The temptation to judge her was hard to resist. Interviewed at length in German with English subtitles, she defended herself with a fluency that might well have conned the unsuspecting. Certainly she was and is a formidable woman. Bayreuth flourished under her artistic directorship. The way she tells it, the Festspielhaus enjoyed the favour of Hitler and the Party but apart from certain subsidies it still had to make its own way. There were no Nazi demonstrations in the auditorium, at Hitler’s own request. She interceded for her Jewish musicians, forwarding petitions when asked.

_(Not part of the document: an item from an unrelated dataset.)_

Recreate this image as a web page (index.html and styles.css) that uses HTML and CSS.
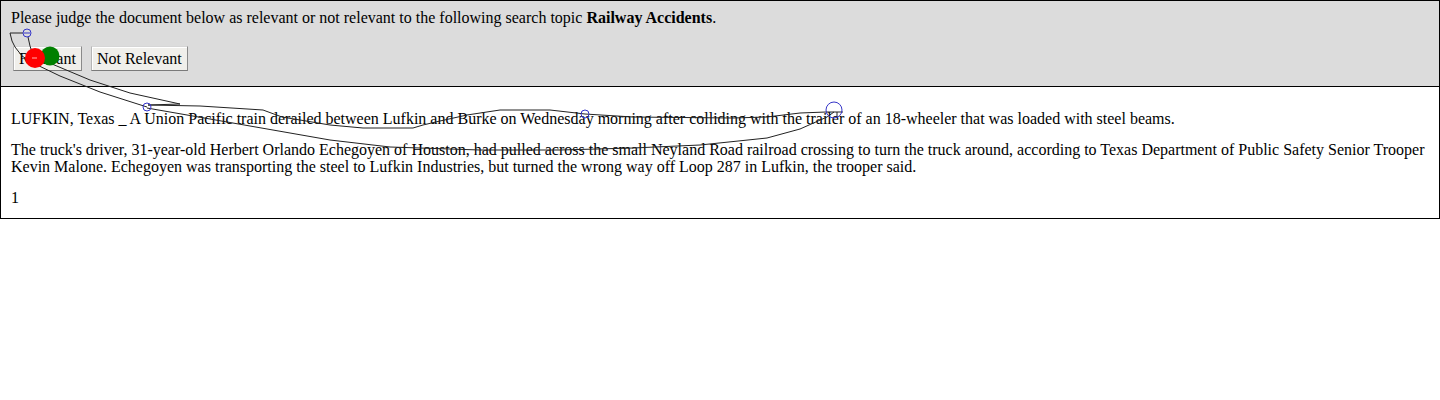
FILE: index.html
```html
<!DOCTYPE html>
<html>
<head>
<meta charset="utf-8">
<link rel="stylesheet" href="styles.css">
</head>
<body>
<div class="page">
  <div class="judge">
    <p class="prompt">Please judge the document below as relevant or not relevant to the following search topic <b>Railway Accidents</b>.</p>
    <div class="buttons">
      <button class="btn">Relevant</button>
      <button class="btn">Not Relevant</button>
    </div>
  </div>
  <div class="doc">
    <p>LUFKIN, Texas _ A Union Pacific train derailed between Lufkin and Burke on Wednesday morning after colliding with the trailer of an 18-wheeler that was loaded with steel beams.</p>
    <p>The truck's driver, 31-year-old Herbert Orlando Echegoyen of Houston, had pulled across the small Neyland Road railroad crossing to turn the truck around, according to Texas Department of Public Safety Senior Trooper Kevin Malone. Echegoyen was transporting the steel to Lufkin Industries, but turned the wrong way off Loop 287 in Lufkin, the trooper said.</p>
    <p class="last">1</p>
  </div>
  <svg class="trace" width="1440" height="400" viewBox="0 0 1440 400">
    <g fill="none" stroke="#222" stroke-width="1">
      <path d="M23 33 L10 33 L12 41 L15 47 L22 56 L33 63 L60 76 L100 92 L147 107"/>
      <path d="M28 37 L30 46 L33 55 L40 60 L52 64 L90 80 L130 93 L180 104 L148 105 L200 106 L263 110 L282 117 L330 125 L363 128 L413 128 L423 125 L440 121 L467 115 L500 110 L550 110 L585 114 L633 117 L733 118 L767 117 L800 113 L826 112 L843 112"/>
      <path d="M147 108 L250 126 L330 140 L390 147 L480 150 L560 150 L633 148 L700 145 L767 138 L800 129 L827 117 L834 112"/>
      <path d="M837 112 L837 118"/>
    </g>
    <circle cx="50" cy="56" r="9.5" fill="#008000"/>
    <circle cx="35" cy="58" r="10" fill="#ff0000"/>
    <path d="M32 58 L37 58" stroke="#ffb0b0" stroke-width="1"/>
    <g fill="none" stroke="#3535c8" stroke-width="1">
      <circle cx="27" cy="33" r="4"/>
      <path d="M24 33 L30 33"/>
      <circle cx="147" cy="107" r="4"/>
      <circle cx="585" cy="114" r="4"/>
      <circle cx="834" cy="110" r="8"/>
    </g>
  </svg>
</div>
</body>
</html>
```
FILE: styles.css
```css
html, body {
  margin: 0;
  padding: 0;
  background: #ffffff;
}
body {
  font-family: "Liberation Serif", "Times New Roman", serif;
  font-size: 16px;
  color: #000;
}
.page {
  position: relative;
  width: 1440px;
}
.judge {
  background: #dcdcdc;
  border: 1px solid #000;
  border-bottom: none;
  padding: 8px 10px 15px 10px;
}
.prompt {
  margin: 0;
  line-height: 18px;
}
.buttons {
  display: flex;
  gap: 9px;
  margin-top: 19px;
  margin-left: 2px;
}
.btn {
  font-family: "Liberation Serif", "Times New Roman", serif;
  font-size: 16px;
  color: #000;
  height: 25px;
  padding: 0 5px;
  line-height: 20px;
  background: #f0efeb;
  border: 1px solid;
  border-color: #d6d6d6 #8a8a8a #7a7a7a #b5b5b5;
  box-shadow: inset 1px 1px 0 #ffffff;
  border-radius: 0;
}
.doc {
  border: 1px solid #000;
  padding: 9px 10px 12px 10px;
}
.doc p {
  margin: 14px 0;
  line-height: 17px;
}
.doc p.last {
  margin-bottom: 0;
}
.trace {
  position: absolute;
  left: 0;
  top: 0;
  pointer-events: none;
}
```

The petitions were nearly always successful, thanks to her friendship with Hitler, about which she still has no qualms, since it was purely a human tie — no politics. She sounded tough yet reasonable. Here, you could imagine bright young viewers thinking, was one Nazi not entirely to be despised. Someone who had behaved rather well even though backing the wrong horse. Someone larger than her accusers.

It all happened a long time ago. Perhaps the guilty were a bit more innocent, the innocent a bit more guilty, than they were painted. Best to leave it alone. That, at any rate, is the ploy on which somebody like Albert Speer is relying: to sit there looking puzzled and regretful until nobody cares any more. Winifred, to do her credit, is less devious than that. She sees no necessity to cover up, since she was right all along.

Her Verhältnis zu Hitler, being nonpolitical, was the kind of relationship that could draw to the full on his reserves of ‘Austrian human tact and warmth’. She called him ‘Wolf’ and he called her ‘Wini’. Tiptoeing upstairs together on the Führer’s frequent visits to Haus Wahnfried, Wolf and Wini cooed over the tots’ cots. Apparently Adolf and the two Wagner boys (Wieland and Wolfgang, later to be Festival directors in their turn) addressed each other in the familiar form, du. So touching. But what about all those other children whose lives were being made hell not far down the road?

It was on this point that Winifred’s show of hard-bitten realism turned to mush. She has a point when she says that it is easy not to be a Nazi now that Hitler is no longer around. But she neglects to mention that there were a lot of people who were anti-Nazi even when he was around, simply because they could see him for what he was. She couldn’t, or else didn’t want to. According to Winifred, her children weren’t saying du to the Devil, they were saying it to their country’s redeemer. Look at the Volksgemeinschaft which Hitler gave Germany — the feeling that workers of all kinds were part of one movement. Bless his big, blue eyes, he towered above his offsiders. ‘I except Hitler quite generally from that whole crowd.’

Especially she excepted him from Streicher. The whole Jewish issue was a bee in Streicher’s bonnet. Apparently ‘we all’ thought Streicher an impossible piece of work. No, the Final Solution had little to do with Wolf and nothing at all to do with Wini. ‘Nothing outside touched me.’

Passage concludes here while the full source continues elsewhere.